| SHORT TASK |
Produce an exact copy of all the data below, dropping every image.
━━━━
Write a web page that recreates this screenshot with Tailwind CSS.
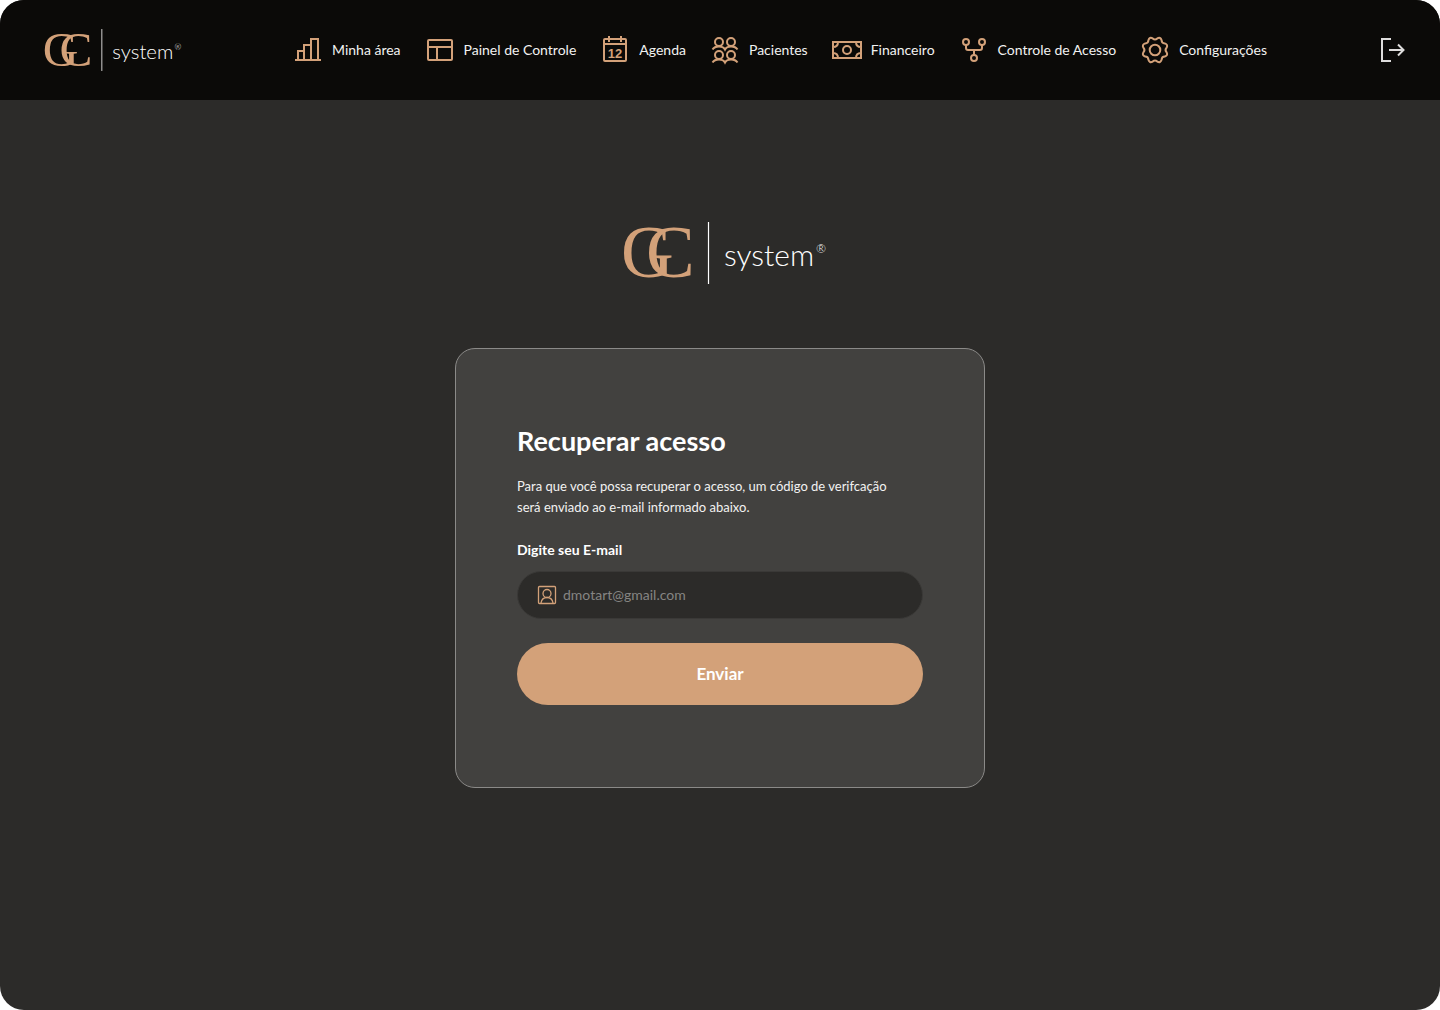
<!DOCTYPE html>
<html lang="pt-BR">
<head>
<meta charset="utf-8">
<meta name="viewport" content="width=device-width, initial-scale=1">
<title>GC system – Recuperar acesso</title>
<script src="https://cdn.jsdelivr.net/npm/@tailwindcss/browser@4"></script>
</head>
<body class="bg-white font-['Lato',sans-serif] text-white">
<svg class="hidden" aria-hidden="true">
  <symbol id="logo" viewBox="0 0 204 62">
    <g fill="#d3a179" font-family="Liberation Serif, serif" font-size="73">
      <text x="-2" y="55">G</text>
      <text x="23" y="55">C</text>
    </g>
    <path d="M85.500 0v62" stroke="#fff" stroke-width="1.200"/>
    <g fill="#fff" font-family="Lato, sans-serif" font-weight="300">
      <text x="101" y="44" font-size="30">system</text>
      <text x="193" y="31" font-size="12">®</text>
    </g>
  </symbol>
</svg>
<div class="flex min-h-screen flex-col overflow-hidden rounded-3xl bg-[#2c2b29]">
  <header class="flex h-[100px] items-center justify-between bg-[#0b0a08] pr-8 pl-11">
    <a href="#" aria-label="GC system"><svg class="h-[42px] w-[138px]"><use href="#logo"/></svg></a>
    <nav class="flex items-center gap-6 text-sm whitespace-nowrap text-[#f2f2f1]">
      <a href="#" class="flex items-center gap-[9px]">
        <svg class="size-[30px]" viewBox="0 0 30 30" fill="none" stroke="#d3a179" stroke-width="2"><path d="M2 25h26M5 25V16h6M11 25V10h6M18 25V4h7v21"/></svg>Minha área</a>
      <a href="#" class="flex items-center gap-[9px]">
        <svg class="size-[30px]" viewBox="0 0 30 30" fill="none" stroke="#d3a179" stroke-width="2"><rect x="3" y="5" width="24" height="20" rx="1"/><path d="M3 12h24M12 12v13"/></svg>Painel de Controle</a>
      <a href="#" class="flex items-center gap-[9px]">
        <svg class="size-[30px]" viewBox="0 0 30 30" fill="none" stroke="#d3a179" stroke-width="2"><rect x="4" y="4" width="22" height="22" rx="1"/><path d="M4 9h22M9 1v6M21 1v6"/><text x="15" y="23" text-anchor="middle" font-family="Liberation Sans, sans-serif" font-size="13" font-weight="700" fill="#d3a179" stroke="none">12</text></svg>Agenda</a>
      <a href="#" class="flex items-center gap-[9px]">
        <svg class="size-[30px]" viewBox="0 0 30 30" fill="none" stroke="#d3a179" stroke-width="2"><circle cx="9" cy="7" r="4"/><circle cx="21" cy="7" r="4"/><circle cx="9" cy="20" r="4"/><circle cx="21" cy="20" r="4"/><path d="M2.500 14.500C4 12 6 11.500 9 11.500s5 1 6 3c1-2 3-3 6-3s5 .5 6.500 3M2.500 27.500C4 25 6 24.500 9 24.500s5 1 6 3c1-2 3-3 6-3s5 .5 6.500 3"/></svg>Pacientes</a>
      <a href="#" class="flex items-center gap-[9px]">
        <svg class="size-[30px]" viewBox="0 0 30 30" fill="none" stroke="#d3a179" stroke-width="2"><path d="M1 7h28v16H1zM1 12c3 0 5-2 5-5M29 12c-3 0-5-2-5-5M1 18c3 0 5 2 5 5M29 18c-3 0-5 2-5 5"/><circle cx="15" cy="15" r="4"/></svg>Financeiro</a>
      <a href="#" class="flex items-center gap-[9px]">
        <svg class="size-[30px]" viewBox="0 0 30 30" fill="none" stroke="#d3a179" stroke-width="2"><circle cx="7" cy="7" r="3"/><circle cx="23" cy="7" r="3"/><circle cx="15" cy="23" r="3"/><path d="M7 10v3q0 2 2 2h12q2 0 2-2v-3M15 15v5"/></svg>Controle de Acesso</a>
      <a href="#" class="flex items-center gap-[9px]">
        <svg class="size-[30px]" viewBox="0 0 30 30" fill="none" stroke="#d3a179" stroke-width="2" stroke-linejoin="round"><circle cx="15" cy="15" r="5.300"/><path d="M12.700 3.400Q15 5.500 17.300 3.400Q20.500 1.700 21.600 5.200Q21.700 8.300 24.800 8.400Q28.300 9.500 26.600 12.700Q24.500 15 26.600 17.300Q28.300 20.500 24.800 21.600Q21.700 21.700 21.600 24.800Q20.500 28.300 17.300 26.600Q15 24.500 12.700 26.600Q9.500 28.300 8.400 24.800Q8.300 21.700 5.200 21.600Q1.700 20.500 3.400 17.300Q5.500 15 3.400 12.700Q1.700 9.500 5.200 8.400Q8.300 8.300 8.400 5.200Q9.500 1.700 12.700 3.400Z"/></svg>Configurações</a>
    </nav>
    <button type="button" aria-label="Sair" class="size-[30px]">
      <svg class="size-[30px]" viewBox="0 0 30 30" fill="none" stroke="#dedddc" stroke-width="2"><path d="M13 4H4v22h9M11 15h15M20 9.500l5.500 5.500-5.500 5.500"/></svg>
    </button>
  </header>
  <main class="flex flex-1 flex-col items-center gap-16 pt-[122px] pb-16">
    <svg class="ml-[10px] h-[62px] w-[204px]" role="img" aria-label="GC system"><use href="#logo"/></svg>
    <form class="flex w-full max-w-[530px] flex-col rounded-[20px] border border-[#8b8a88] bg-[#42413f] px-[61px] pt-[74px] pb-[82px]">
      <h1 class="text-[27px] leading-9 font-bold">Recuperar acesso</h1>
      <p class="mt-[17px] text-[13px] leading-[21px] text-[#f2f2f1]">Para que você possa recuperar o acesso, um código de verifcação<br>será enviado ao e-mail informado abaixo.</p>
      <label for="email" class="mt-5 text-sm leading-6 font-bold">Digite seu E-mail</label>
      <div class="mt-[9px] flex h-12 items-center gap-[5px] rounded-full border border-[#3a3937] bg-[#2c2b29] px-[18px]">
        <svg class="size-[22px] shrink-0" viewBox="0 0 22 22" fill="none" stroke="#d3a179" stroke-width="1.300"><rect x="2.500" y="2.500" width="17" height="17" rx="1"/><circle cx="11" cy="9.500" r="4"/><path d="M5 19c.5-3.500 3-5.500 6-5.500s5.500 2 6 5.500"/></svg>
        <input id="email" type="email" placeholder="dmotart@gmail.com" class="min-w-0 flex-1 bg-transparent text-sm outline-none placeholder:text-[#868583]">
      </div>
      <button type="submit" class="mt-6 h-[62px] rounded-full bg-[#d3a179] text-[17px] font-bold">Enviar</button>
    </form>
  </main>
</div>
</body>
</html>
━━━━
| FINAL ANSWER |
Write a web page that recreates this screenshot with Tailwind CSS.
<!DOCTYPE html>
<html lang="pt-BR">
<head>
<meta charset="utf-8">
<meta name="viewport" content="width=device-width, initial-scale=1">
<title>GC system – Recuperar acesso</title>
<script src="https://cdn.jsdelivr.net/npm/@tailwindcss/browser@4"></script>
</head>
<body class="bg-white font-['Lato',sans-serif] text-white">
<svg class="hidden" aria-hidden="true">
  <symbol id="logo" viewBox="0 0 204 62">
    <g fill="#d3a179" font-family="Liberation Serif, serif" font-size="73">
      <text x="-2" y="55">G</text>
      <text x="23" y="55">C</text>
    </g>
    <path d="M85.500 0v62" stroke="#fff" stroke-width="1.200"/>
    <g fill="#fff" font-family="Lato, sans-serif" font-weight="300">
      <text x="101" y="44" font-size="30">system</text>
      <text x="193" y="31" font-size="12">®</text>
    </g>
  </symbol>
</svg>
<div class="flex min-h-screen flex-col overflow-hidden rounded-3xl bg-[#2c2b29]">
  <header class="flex h-[100px] items-center justify-between bg-[#0b0a08] pr-8 pl-11">
    <a href="#" aria-label="GC system"><svg class="h-[42px] w-[138px]"><use href="#logo"/></svg></a>
    <nav class="flex items-center gap-6 text-sm whitespace-nowrap text-[#f2f2f1]">
      <a href="#" class="flex items-center gap-[9px]">
        <svg class="size-[30px]" viewBox="0 0 30 30" fill="none" stroke="#d3a179" stroke-width="2"><path d="M2 25h26M5 25V16h6M11 25V10h6M18 25V4h7v21"/></svg>Minha área</a>
      <a href="#" class="flex items-center gap-[9px]">
        <svg class="size-[30px]" viewBox="0 0 30 30" fill="none" stroke="#d3a179" stroke-width="2"><rect x="3" y="5" width="24" height="20" rx="1"/><path d="M3 12h24M12 12v13"/></svg>Painel de Controle</a>
      <a href="#" class="flex items-center gap-[9px]">
        <svg class="size-[30px]" viewBox="0 0 30 30" fill="none" stroke="#d3a179" stroke-width="2"><rect x="4" y="4" width="22" height="22" rx="1"/><path d="M4 9h22M9 1v6M21 1v6"/><text x="15" y="23" text-anchor="middle" font-family="Liberation Sans, sans-serif" font-size="13" font-weight="700" fill="#d3a179" stroke="none">12</text></svg>Agenda</a>
      <a href="#" class="flex items-center gap-[9px]">
        <svg class="size-[30px]" viewBox="0 0 30 30" fill="none" stroke="#d3a179" stroke-width="2"><circle cx="9" cy="7" r="4"/><circle cx="21" cy="7" r="4"/><circle cx="9" cy="20" r="4"/><circle cx="21" cy="20" r="4"/><path d="M2.500 14.500C4 12 6 11.500 9 11.500s5 1 6 3c1-2 3-3 6-3s5 .5 6.500 3M2.500 27.500C4 25 6 24.500 9 24.500s5 1 6 3c1-2 3-3 6-3s5 .5 6.500 3"/></svg>Pacientes</a>
      <a href="#" class="flex items-center gap-[9px]">
        <svg class="size-[30px]" viewBox="0 0 30 30" fill="none" stroke="#d3a179" stroke-width="2"><path d="M1 7h28v16H1zM1 12c3 0 5-2 5-5M29 12c-3 0-5-2-5-5M1 18c3 0 5 2 5 5M29 18c-3 0-5 2-5 5"/><circle cx="15" cy="15" r="4"/></svg>Financeiro</a>
      <a href="#" class="flex items-center gap-[9px]">
        <svg class="size-[30px]" viewBox="0 0 30 30" fill="none" stroke="#d3a179" stroke-width="2"><circle cx="7" cy="7" r="3"/><circle cx="23" cy="7" r="3"/><circle cx="15" cy="23" r="3"/><path d="M7 10v3q0 2 2 2h12q2 0 2-2v-3M15 15v5"/></svg>Controle de Acesso</a>
      <a href="#" class="flex items-center gap-[9px]">
        <svg class="size-[30px]" viewBox="0 0 30 30" fill="none" stroke="#d3a179" stroke-width="2" stroke-linejoin="round"><circle cx="15" cy="15" r="5.300"/><path d="M12.700 3.400Q15 5.500 17.300 3.400Q20.500 1.700 21.600 5.200Q21.700 8.300 24.800 8.400Q28.300 9.500 26.600 12.700Q24.500 15 26.600 17.300Q28.300 20.500 24.800 21.600Q21.700 21.700 21.600 24.800Q20.500 28.300 17.300 26.600Q15 24.500 12.700 26.600Q9.500 28.300 8.400 24.800Q8.300 21.700 5.200 21.600Q1.700 20.500 3.400 17.300Q5.500 15 3.400 12.700Q1.700 9.500 5.200 8.400Q8.300 8.300 8.400 5.200Q9.500 1.700 12.700 3.400Z"/></svg>Configurações</a>
    </nav>
    <button type="button" aria-label="Sair" class="size-[30px]">
      <svg class="size-[30px]" viewBox="0 0 30 30" fill="none" stroke="#dedddc" stroke-width="2"><path d="M13 4H4v22h9M11 15h15M20 9.500l5.500 5.500-5.500 5.500"/></svg>
    </button>
  </header>
  <main class="flex flex-1 flex-col items-center gap-16 pt-[122px] pb-16">
    <svg class="ml-[10px] h-[62px] w-[204px]" role="img" aria-label="GC system"><use href="#logo"/></svg>
    <form class="flex w-full max-w-[530px] flex-col rounded-[20px] border border-[#8b8a88] bg-[#42413f] px-[61px] pt-[74px] pb-[82px]">
      <h1 class="text-[27px] leading-9 font-bold">Recuperar acesso</h1>
      <p class="mt-[17px] text-[13px] leading-[21px] text-[#f2f2f1]">Para que você possa recuperar o acesso, um código de verifcação<br>será enviado ao e-mail informado abaixo.</p>
      <label for="email" class="mt-5 text-sm leading-6 font-bold">Digite seu E-mail</label>
      <div class="mt-[9px] flex h-12 items-center gap-[5px] rounded-full border border-[#3a3937] bg-[#2c2b29] px-[18px]">
        <svg class="size-[22px] shrink-0" viewBox="0 0 22 22" fill="none" stroke="#d3a179" stroke-width="1.300"><rect x="2.500" y="2.500" width="17" height="17" rx="1"/><circle cx="11" cy="9.500" r="4"/><path d="M5 19c.5-3.500 3-5.500 6-5.500s5.500 2 6 5.500"/></svg>
        <input id="email" type="email" placeholder="dmotart@gmail.com" class="min-w-0 flex-1 bg-transparent text-sm outline-none placeholder:text-[#868583]">
      </div>
      <button type="submit" class="mt-6 h-[62px] rounded-full bg-[#d3a179] text-[17px] font-bold">Enviar</button>
    </form>
  </main>
</div>
</body>
</html>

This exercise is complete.